We still don't know what it means to provide input to a mostly self-driving car. It hasn't been solved and people continue to complain about attention fatigue and anxiety. Is the driving position really optimal for that? Are accident fatalities reduced if the driver is sitting somewhere else? Even lane assist still sucks on traditionally designed cars. Is having to fight a motorized wheel to override steering really all that safe?
Light switches may be reliable and never go away, but we have many well-established everyday examples of automatic lights: door switches, motion sensing, proximity sensing, etc. You never think about it and that's the point.
dijit|1 month ago
You might, but you'll never really know.
I mean, steering wheels themselves were once novel inventions. Before those there was "tillers" (a rod with handle essentially)[0], and before those: reigns, to pull the front in the direction you want.
[0]: https://en.wikipedia.org/wiki/Benz_Patent-Motorwagen
gary_0|1 month ago
Although, one thought I had is that there's nothing wrong with experimenting with non-standard interfaces as long as you still have the option to still just buy, say, a Toyota with a standard steering wheel instead of 3D Moebius Steering or whatever. The problem is when the biggest manufacturers keep forcing changes by top-down worldwide fiat, forcing customers to either grin and bear it or quit driving (or using the Web) entirely.
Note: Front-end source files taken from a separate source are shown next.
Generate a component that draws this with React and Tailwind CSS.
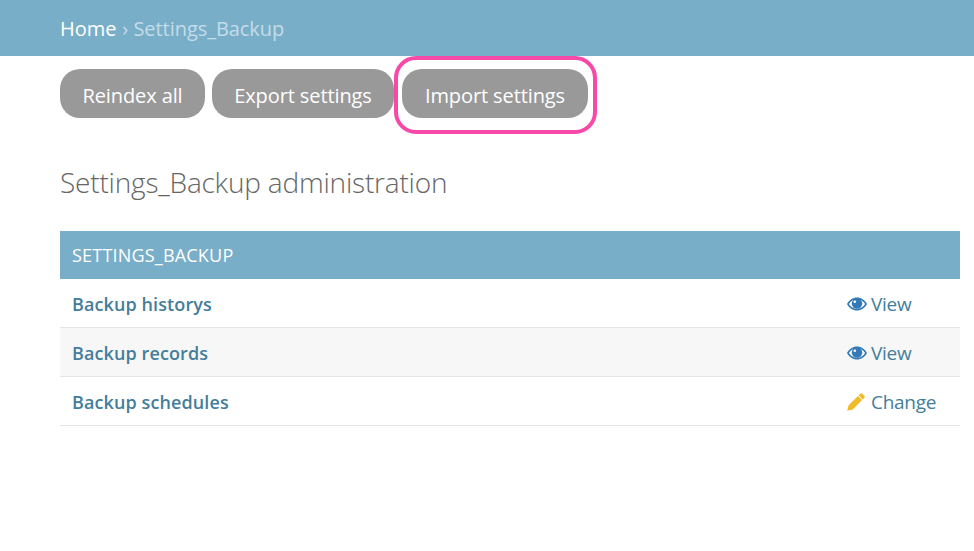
const rows = [
  { name: 'Backup historys', action: 'View' },
  { name: 'Backup records', action: 'View', striped: true },
  { name: 'Backup schedules', action: 'Change' },
];

const EyeIcon = () => (
  <svg viewBox="0 0 20 14" className="w-[20px] h-[14px]">
    <path fill="#337ab7" fillRule="evenodd" d="M10 0.500C5.800 0.500 2.200 3 0 7c2.200 4 5.800 6.500 10 6.500s7.800-2.500 10-6.500C17.800 3 14.200 0.500 10 0.500zM10 2.200c-3.400 0-6.300 1.800-8.100 4.800 1.800 3 4.700 4.800 8.100 4.800s6.300-1.800 8.100-4.800C16.300 4 13.400 2.200 10 2.200z" />
    <circle cx="10" cy="6.500" r="5.200" fill="#337ab7" />
    <circle cx="7.800" cy="4.700" r="1.300" fill="#ffffff" />
  </svg>
);

const PencilIcon = () => (
  <svg viewBox="0 0 18 18" className="w-[18px] h-[18px]">
    <path fill="#f0bb2b" d="M13.200 0.800a1.500 1.500 0 0 1 2.100 0l2 2a1.500 1.500 0 0 1 0 2.100l-1.500 1.500-4.100-4.100zM11 3l4.100 4.100-9.300 9.300-5.600 1.400 1.400-5.500z" />
  </svg>
);

const App = () => {
  return (
    <div className="h-[551px] bg-white font-['Open_Sans',sans-serif] overflow-hidden">
      <div className="h-14 bg-[#79aec8] pl-[60px] pt-[2px] flex items-center text-[20px] tracking-[-0.05px]">
        <span className="text-white">Home</span>
        <span className="text-[#c4dce8] ml-[6px]">› Settings_Backup</span>
      </div>

      <div className="relative flex gap-[7px] pl-[60px] pt-[13px]">
        <button className="w-[145px] h-[49px] pt-1 rounded-[20px] bg-[#999999] text-white text-[20px] tracking-[-0.1px]">Reindex all</button>
        <button className="w-[182px] h-[49px] pt-1 rounded-[20px] bg-[#999999] text-white text-[20px] tracking-[-0.1px]">Export settings</button>
        <button className="w-[186px] h-[49px] pt-1 ml-[1px] rounded-[20px] bg-[#999999] text-white text-[20px] tracking-[-0.1px]">Import settings</button>
        <div className="absolute left-[394px] top-0 w-[203px] h-[78px] border-4 border-[#f74aa8] rounded-[22px]" />
      </div>

      <h1 className="pl-[60px] mt-[41px] text-[28px] leading-[46px] font-light text-[#666666] tracking-[-0.2px]">Settings_Backup administration</h1>

      <div className="ml-[60px] mr-[14px] mt-[26px]">
        <div className="h-12 bg-[#79aec8] flex items-center px-3 text-white text-[18px] tracking-[0.2px]">SETTINGS_BACKUP</div>
        {rows.map((r) => (
          <div key={r.name} className={`h-[49px] pt-[2px] border-b border-[#e5e5e5] flex items-center justify-between ${r.striped ? 'bg-[#f7f7f7]' : 'bg-white'}`}>
            <a className="pl-3 text-[18px] font-semibold text-[#447e9b] tracking-[0.1px]">{r.name}</a>
            <a className="w-[113px] flex items-center text-[19px] text-[#447e9b] tracking-[-0.3px]">
              {r.action === 'View' ? <EyeIcon /> : <PencilIcon />}
              <span className={r.action === 'View' ? 'ml-[4px]' : 'ml-[6px]'}>{r.action}</span>
            </a>
          </div>
        ))}
      </div>
    </div>
  );
};

export default App;
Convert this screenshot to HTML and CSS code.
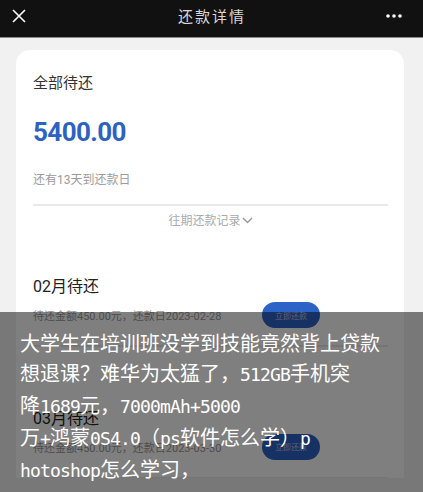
FILE: index.html
```html
<!DOCTYPE html>
<html lang="zh-CN">
<head>
  <meta charset="UTF-8">
  <title>还款详情</title>
  <meta name="viewport" content="width=device-width, initial-scale=1.0">
  <link rel="stylesheet" href="styles.css">
</head>
<body>
  <div class="topbar">
    <svg class="close" width="16" height="16" viewBox="0 0 16 16">
      <path d="M2 2 L14 14 M14 2 L2 14" stroke="#fff" stroke-width="1.6" fill="none"/>
    </svg>
    <div class="title">还款详情</div>
    <svg class="more" width="18" height="6" viewBox="0 0 18 6">
      <circle cx="3" cy="3" r="1.8" fill="#fff"/>
      <circle cx="9" cy="3" r="1.8" fill="#fff"/>
      <circle cx="15" cy="3" r="1.8" fill="#fff"/>
    </svg>
  </div>

  <div class="page">
    <div class="card">
      <div class="summary">
        <div class="label">全部待还</div>
        <div class="amount">5400.00</div>
        <div class="days">还有13天到还款日</div>
        <div class="divider"></div>
        <div class="history">往期还款记录
          <svg width="11" height="7" viewBox="0 0 11 7">
            <path d="M1 1 L5.5 5.5 L10 1" stroke="#999" stroke-width="1.4" fill="none"/>
          </svg>
        </div>
      </div>

      <div class="bill first">
        <div class="month">02月待还</div>
        <div class="bill-row">
          <span class="detail">待还金额450.00元，还款日2023-02-28</span>
          <button class="pay">立即还款</button>
        </div>
        <div class="divider"></div>
      </div>

      <div class="bill second">
        <div class="month">03月待还</div>
        <div class="bill-row">
          <span class="detail">待还金额450.00元，还款日2023-03-30</span>
          <button class="pay">立即还款</button>
        </div>
        <div class="divider"></div>
      </div>
    </div>
  </div>

  <div class="caption">
    <p>大学生在培训班没学到技能竟然背上贷款<br>想退课？难华为太猛了，<span class="latin">512GB</span>手机突<br>降<span class="latin">1689</span>元，<span class="latin">7000mAh+5000</span><br>万<span class="latin">+</span>鸿蒙<span class="latin">0S4.0</span>（<span class="latin">ps</span>软件怎么学）<span class="latin">p</span><br><span class="latin">hotoshop</span>怎么学习，</p>
  </div>
</body>
</html>
```

FILE: styles.css
```css
body {
  margin: 0;
  background: #f1f1f2;
  font-family: Roboto, 'Noto Sans CJK SC', sans-serif;
  height: 492px;
  overflow: hidden;
  position: relative;
}
.topbar {
  height: 37px;
  box-sizing: border-box;
  background: #111;
  border-bottom: 1px solid #8a8a8a;
  display: flex;
  align-items: center;
  justify-content: space-between;
  padding: 0 20px 6px 11px;
  height: 38px;
}
.topbar .title {
  color: #d8d8d8;
  font-family: 'Noto Sans CJK SC', sans-serif;
  font-size: 15px;
  letter-spacing: 2px;
  margin-left: 12px;
}
.page {
  padding: 12px 0 0 16px;
}
.card {
  width: 388px;
  background: #fff;
  border-radius: 14px 14px 0 0;
}
.summary {
  padding: 23px 16px 0 17px;
  height: 183px;
}
.label {
  font-size: 15px;
  line-height: 20px;
  color: #333;
}
.amount {
  margin-top: 23px;
  font-size: 26px;
  line-height: 32px;
  font-weight: 700;
  color: #2e62c0;
  letter-spacing: -0.6px;
}
.days {
  margin-top: 24px;
  font-size: 12px;
  line-height: 16px;
  color: #9a9a9a;
}
.divider {
  height: 1.5px;
  background: #e9e9ec;
}
.summary .divider {
  margin-top: 16px;
}
.history {
  margin-top: 7px;
  font-size: 12px;
  line-height: 16px;
  color: #aaa;
  display: flex;
  align-items: center;
  justify-content: center;
  gap: 1px;
}
.bill {
  padding: 0 16px 0 17px;
}
.bill.first {
  padding-top: 20px;
}
.bill.second {
  padding-top: 61px;
}
.month {
  font-size: 16px;
  line-height: 22px;
  color: #222;
}
.bill-row {
  margin-top: 4px;
  display: flex;
  align-items: center;
  height: 26px;
  margin-bottom: 17px;
}
.detail {
  width: 229px;
  font-size: 11px;
  color: #9a9a9a;
  white-space: nowrap;
}
.pay {
  width: 58px;
  height: 26px;
  border: none;
  border-radius: 13px;
  background: #2d62c6;
  color: #b9c8ea;
  font-family: 'Noto Sans CJK SC', sans-serif;
  font-size: 8px;
  padding: 0;
}
.caption {
  position: absolute;
  left: 0;
  right: 0;
  top: 312px;
  bottom: 0;
  background: rgba(0, 0, 0, 0.5);
}
.caption p {
  margin: 16px 0 0 20px;
  color: #fff;
  font-family: 'Noto Sans CJK SC', sans-serif;
  font-size: 20px;
  line-height: 30px;
}
.latin {
  font-family: 'DejaVu Sans Mono', monospace;
  font-size: 18px;
  letter-spacing: -0.84px;
}
```
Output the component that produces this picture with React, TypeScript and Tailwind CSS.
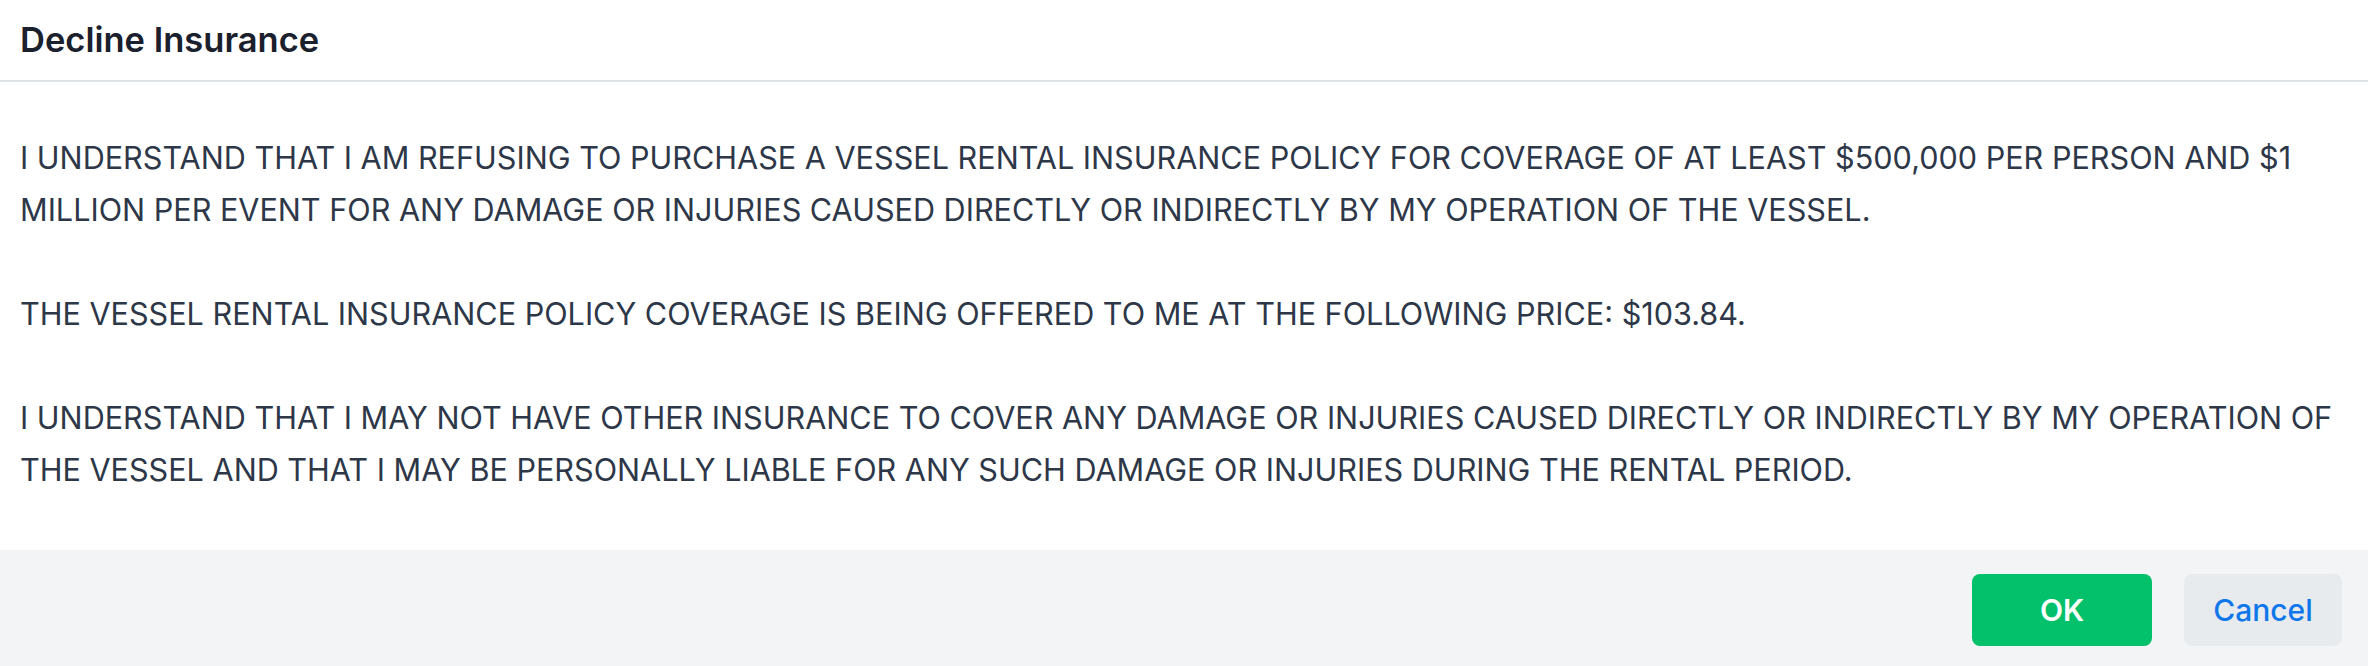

bigfishrunning|1 month ago
I do agree changing things for the sake of change isn't a good thing, but we should also be afraid of being stuck in a rut
1dom|1 month ago
"Stuck in a rut" is a matter of perspective. A good marketer can make even the most established best practice be perceived as a "rut", that's the first step of selling someone something: convince them they have a problem.
It's easy to get a non-QWERTY keyboard. I'm typing on a split orthlinear one now. I'm sure we agree it would not be productive for society if 99% of regular QWERTY keyboards deviated a little in search of that new innovation that will turn their company into the next Xerox or Hoover or Google. People need some stability to learn how to make the most of new features.
Technology evolves in cycles, there's a boom of innovation and mass adoption which inevitably levels out with stabilisation and maturity. It's probably time for browser vendors to accept it's time to transition into stability and maturity. The cost of not doing that is things like adblockers, noscript, justthebrowser etc will gain popularity and remove any anti-consumer innovations they try. Maybe they'll get to a position where they realise their "innovative" features are being disable by so many users that it makes sense to shift dev spending to maintenance and improvement of existing features, instead of "innovation".
jaapz|1 month ago
So, we are "stuck" with something that apparently seems to work fine for most people, and when it doesn't there is an option to also use something else?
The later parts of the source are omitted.